* **PROBLEM DETAILS**: List each line holding the string "this".

========

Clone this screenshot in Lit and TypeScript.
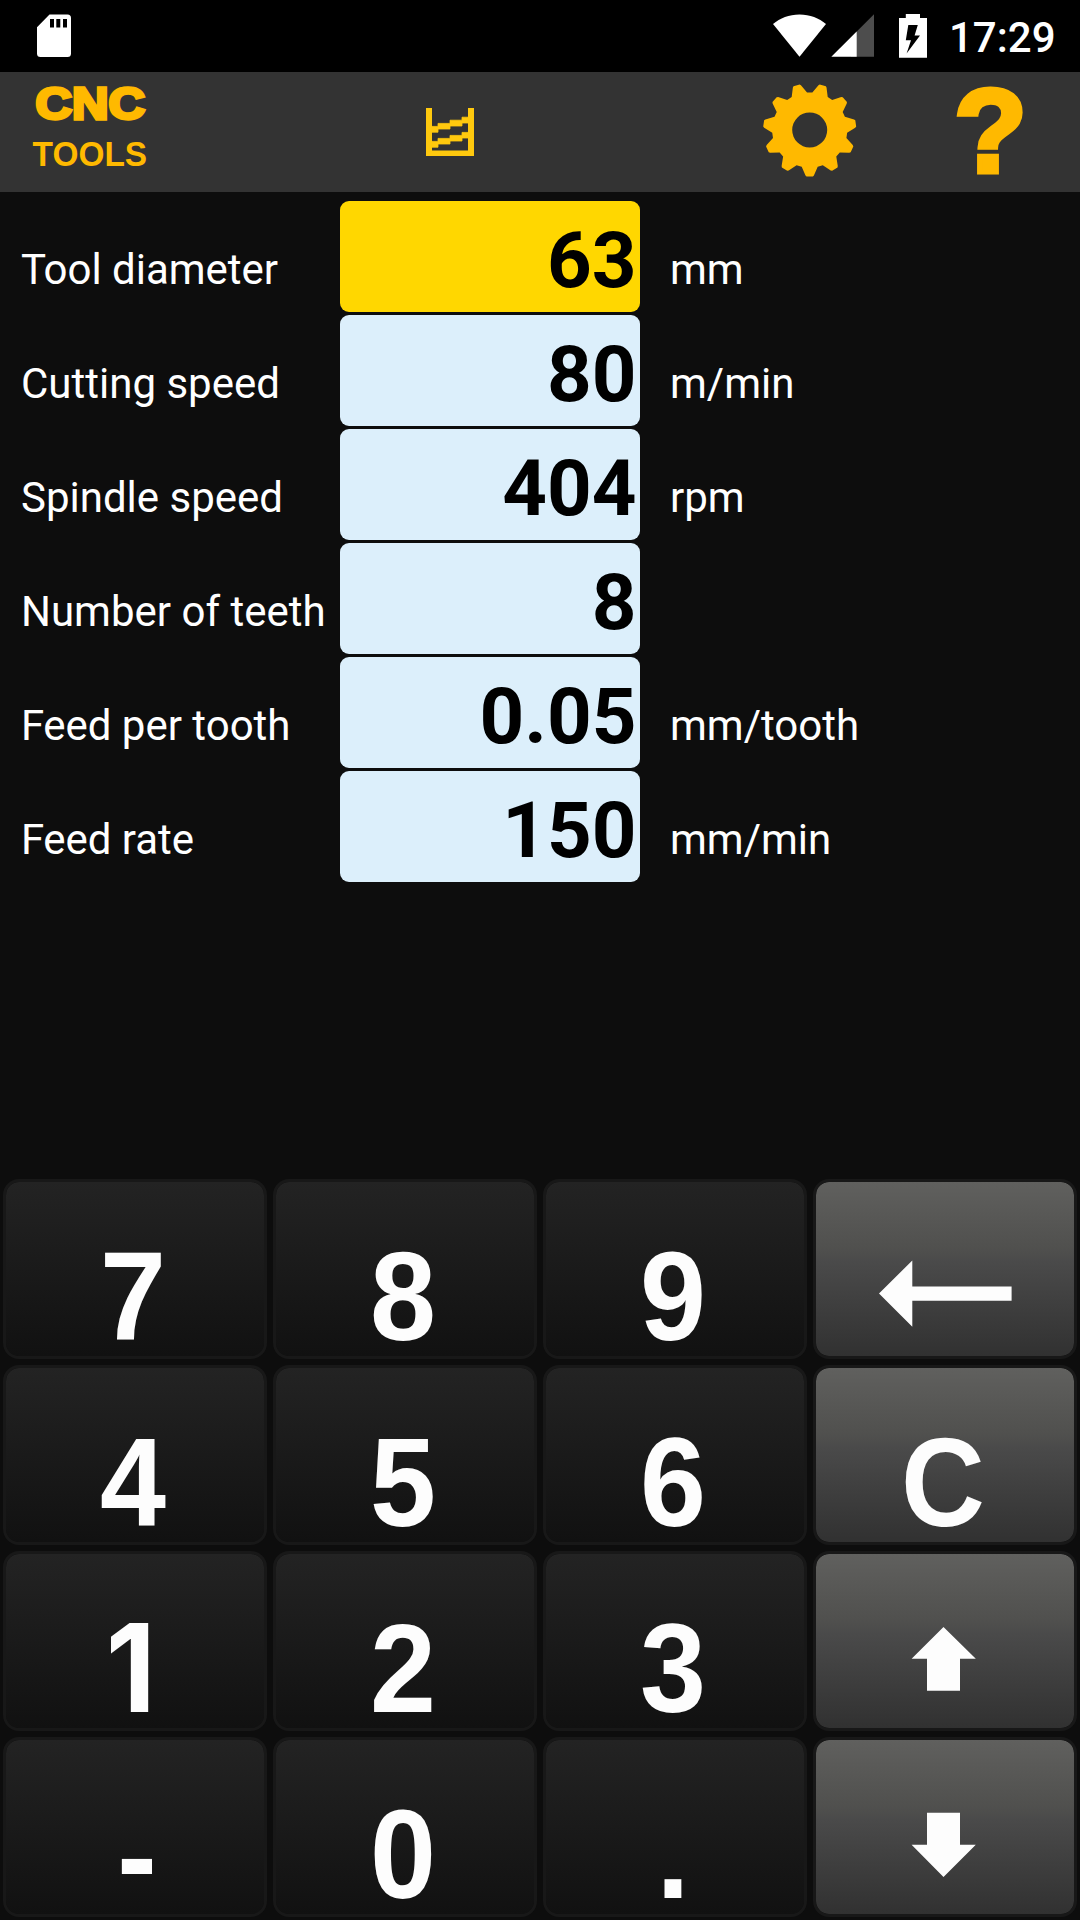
import { LitElement, html, css, svg } from "lit";
import { customElement, property, state } from "lit/decorators.js";
import { classMap } from "lit/directives/class-map.js";

interface Field {
  label: string;
  value: string;
  unit: string;
}

const FIELDS: Field[] = [
  { label: "Tool diameter", value: "63", unit: "mm" },
  { label: "Cutting speed", value: "80", unit: "m/min" },
  { label: "Spindle speed", value: "404", unit: "rpm" },
  { label: "Number of teeth", value: "8", unit: "" },
  { label: "Feed per tooth", value: "0.05", unit: "mm/tooth" },
  { label: "Feed rate", value: "150", unit: "mm/min" },
];

const KEYS = [
  "7", "8", "9", "back",
  "4", "5", "6", "C",
  "1", "2", "3", "up",
  "-", "0", ".", "down",
];

const ARROWS: Record<string, string> = {
  back: "M63 111.5 96.3 78.5V104.6H195.6V118.7H96.3V144.7Z",
  up: "M127.5 73 159.8 104.8H144V136.8H111V104.8H95.6Z",
  down: "M127.5 137 159.8 104.8H144V72.8H111V104.8H95.6Z",
};

/* Outline of an eleven-tooth gear centred on the origin, first tooth down. */
function gearPath(): string {
  const tooth = [[-8, 36.7], [-4.2, 45.4], [-3.2, 46.5], [3.2, 46.5], [4.2, 45.4], [8, 36.7]];
  const pts: string[] = [];
  for (let i = 0; i < 11; i++) {
    const a = (-i * 2 * Math.PI) / 11;
    for (const [x, y] of [...tooth].reverse().map((p) => [-p[0], p[1]])) {
      const rx = x * Math.cos(a) - y * Math.sin(a);
      const ry = x * Math.sin(a) + y * Math.cos(a);
      pts.push(`${rx.toFixed(2)} ${ry.toFixed(2)}`);
    }
  }
  return `M${pts.join("L")}ZM-17.5 0a17.5 17.5 0 1 0 35 0a17.5 17.5 0 1 0 -35 0Z`;
}

@customElement("status-bar")
class StatusBar extends LitElement {
  static styles = css`
    :host {
      display: flex;
      align-items: flex-start;
      height: 72px;
      box-sizing: border-box;
      padding: 14px 25px 0 37px;
      background: #000;
      color: #fff;
    }
    svg { display: block; flex: none; }
    .wifi { margin-left: auto; }
    .signal { margin-left: 5px; }
    .battery { margin-left: 25px; }
    .clock {
      width: 106px;
      margin-left: 22px;
      padding-top: 2px;
      font: 500 42px/44px Roboto, sans-serif;
      white-space: nowrap;
    }
  `;

  render() {
    return html`
      <svg width="34" height="44" viewBox="0 0 34 44">
        <path fill="#fff" fill-rule="evenodd"
          d="M12.5 .6H30.5A3.5 3.5 0 0 1 34 4.1V39.5A3.5 3.5 0 0 1 30.5 43H3.5A3.5 3.5 0 0 1 0 39.5V13.2ZM13 5V13.5H17V5ZM19.3 5V13.5H23.3V5ZM26 5V13.5H30V5Z" />
      </svg>
      <svg class="wifi" width="53" height="44" viewBox="0 0 53 44">
        <path fill="#fff" d="M26.5 42.8 0 10C7 4 16 .4 26.5 .4S46 4 53 10Z" />
      </svg>
      <svg class="signal" width="43" height="44" viewBox="0 0 43 44">
        <path fill="#4d4d4d" d="M43 .3V42.8H20V23.3Z" />
        <path fill="#fff" d="M.3 42.8H25.7V17.6Z" />
      </svg>
      <svg class="battery" width="28" height="44" viewBox="0 0 28 44">
        <path fill="#fff" fill-rule="evenodd"
          d="M6.8 0H21V4H28V43.8H0V4H6.8ZM9.3 11 6.8 26.2H12L7.6 39.5 21 21.5H15.6L18.8 11Z" />
      </svg>
      <div class="clock">17:29</div>
    `;
  }
}

@customElement("tool-bar")
class ToolBar extends LitElement {
  static styles = css`
    :host {
      display: grid;
      grid-template-columns: repeat(6, 180px);
      height: 120px;
      background: #333;
      color: #ffb900;
      font-family: "Liberation Sans", Arial, sans-serif;
      font-weight: 700;
    }
    svg { display: block; fill: currentColor; overflow: visible; }
    .chart { grid-column: 3; color: #ffc90e; }
    .gear { grid-column: 5; }
    .name { font-size: 44.4px; stroke: currentColor; stroke-width: 3.3px; }
    .sub { font-size: 33px; }
    .help { font-size: 119.5px; stroke: currentColor; stroke-width: 5px; }
  `;

  render() {
    return html`
      <svg width="180" height="120" viewBox="0 0 180 120">
        <text class="name" x="35.4" y="47.4" textLength="109.6" lengthAdjust="spacingAndGlyphs">CNC</text>
        <text class="sub" transform="translate(32.6 93.7) scale(1.013 1.04)">TOOLS</text>
      </svg>
      <svg class="chart" width="180" height="120" viewBox="0 0 180 120">
        <g transform="translate(66 36)">
          <path d="M0 0H6V42.6H42V0H48V48H0Z" />
          <g stroke="currentColor" stroke-width=".8">
            <path d="M6 18.4H12V15.4H24V12.2H36V9.2H42V15H36V18H24V21H12V24.2H6Z" />
            <path d="M6 33.4H12V30.4H24V27.4H36V24.4H42V30H36V33H24V36H12V39.2H6Z" />
          </g>
        </g>
      </svg>
      <svg class="gear" width="180" height="120" viewBox="0 0 180 120">
        <path transform="translate(89.7 58)" fill-rule="evenodd" d=${gearPath()} />
      </svg>
      <svg width="180" height="120" viewBox="0 0 180 120">
        <text class="help" x="54" y="100.2">?</text>
      </svg>
    `;
  }
}

@customElement("field-row")
class FieldRow extends LitElement {
  static styles = css`
    :host {
      display: grid;
      grid-template-columns: 319px 300px 1fr;
      height: 111px;
      padding-left: 21px;
      font-family: Roboto, sans-serif;
      color: #fff;
    }
    .label, .unit {
      padding-top: 39px;
      font-size: 42px;
      line-height: 60px;
      white-space: nowrap;
    }
    .t::first-letter { letter-spacing: -2.6px; }
    .f::first-letter { letter-spacing: -1px; }
    .unit { padding-left: 30px; }
    .value {
      box-sizing: border-box;
      height: 111px;
      padding: 20px 3.5px 0 0;
      border-radius: 9px;
      background: #dceffb;
      color: #000;
      font-size: 78px;
      font-weight: 700;
      line-height: 80px;
      text-align: right;
    }
    .active { background: #ffd700; }
  `;

  @property({ attribute: false }) field!: Field;
  @property({ type: Boolean }) active = false;

  render() {
    const { label, value, unit } = this.field;
    /* Tuck the first lowercase letter under the arm of T and F. */
    const labelClasses = { label: true, t: label[0] === "T", f: label[0] === "F" };
    return html`
      <div class=${classMap(labelClasses)}>${label}</div>
      <div class=${classMap({ value: true, active: this.active })}>${value}</div>
      <div class="unit">${unit}</div>
    `;
  }
}

@customElement("pad-key")
class PadKey extends LitElement {
  static styles = css`
    :host { display: block; }
    .key {
      box-sizing: border-box;
      height: 180px;
      border: 3px solid #181818;
      border-radius: 16px;
      background: linear-gradient(#232323, #111) padding-box;
      color: #fdfdfd;
      cursor: pointer;
    }
    .action {
      background: linear-gradient(#60605e, #50504e 38%, #4a4a4a 46%, #313131) padding-box;
    }
    .face {
      padding: 56px 4px 0 0;
      font: 700 121px/120px "Liberation Sans", Arial, sans-serif;
      text-align: center;
      transform: scale(.98, 1.04);
      transform-origin: 127px 158px;
    }
    .minus { padding: 57px 0 0 4px; }
    .clear { transform: scale(.96, 1.04); }
    .one {
      padding: 54px 9px 0 0;
      font-family: Inter, sans-serif;
      font-size: 122px;
      transform: scaleX(.95);
    }
    svg { display: block; width: 258px; height: 174px; fill: currentColor; }
  `;

  @property() name = "";

  render() {
    const arrow = ARROWS[this.name];
    const action = arrow !== undefined || this.name === "C";
    const face = {
      face: true,
      minus: this.name === "-",
      clear: this.name === "C",
      one: this.name === "1",
    };
    return html`
      <div class=${classMap({ key: true, action })}>
        ${arrow
          ? html`<svg viewBox="0 0 258 174">${svg`<path d=${arrow} />`}</svg>`
          : html`<div class=${classMap(face)}>${this.name}</div>`}
      </div>
    `;
  }
}

@customElement("app-root")
class AppRoot extends LitElement {
  static styles = css`
    :host {
      display: flex;
      flex-direction: column;
      width: 1080px;
      height: 1920px;
      overflow: hidden;
      background: #0d0d0d;
    }
    .fields {
      display: flex;
      flex-direction: column;
      gap: 3px;
      padding-top: 9px;
    }
    .pad {
      display: grid;
      grid-template-columns: repeat(4, 264px);
      gap: 6px;
      margin-top: auto;
      padding: 0 3px 3px;
    }
  `;

  @state() private selected = 0;

  render() {
    return html`
      <status-bar></status-bar>
      <tool-bar></tool-bar>
      <div class="fields">
        ${FIELDS.map((f, i) => html`
          <field-row .field=${f} ?active=${i === this.selected}
            @click=${() => (this.selected = i)}></field-row>
        `)}
      </div>
      <div class="pad">
        ${KEYS.map((k) => html`<pad-key name=${k}></pad-key>`)}
      </div>
    `;
  }
}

========

* **ANSWER TO THE PROBLEM**:
Clone this screenshot in Lit and TypeScript.
    const { label, value, unit } = this.field;
      <div class=${classMap({ value: true, active: this.active })}>${value}</div>
    const arrow = ARROWS[this.name];
    const action = arrow !== undefined || this.name === "C";
      minus: this.name === "-",
      clear: this.name === "C",
      one: this.name === "1",
          : html`<div class=${classMap(face)}>${this.name}</div>`}
          <field-row .field=${f} ?active=${i === this.selected}
            @click=${() => (this.selected = i)}></field-row>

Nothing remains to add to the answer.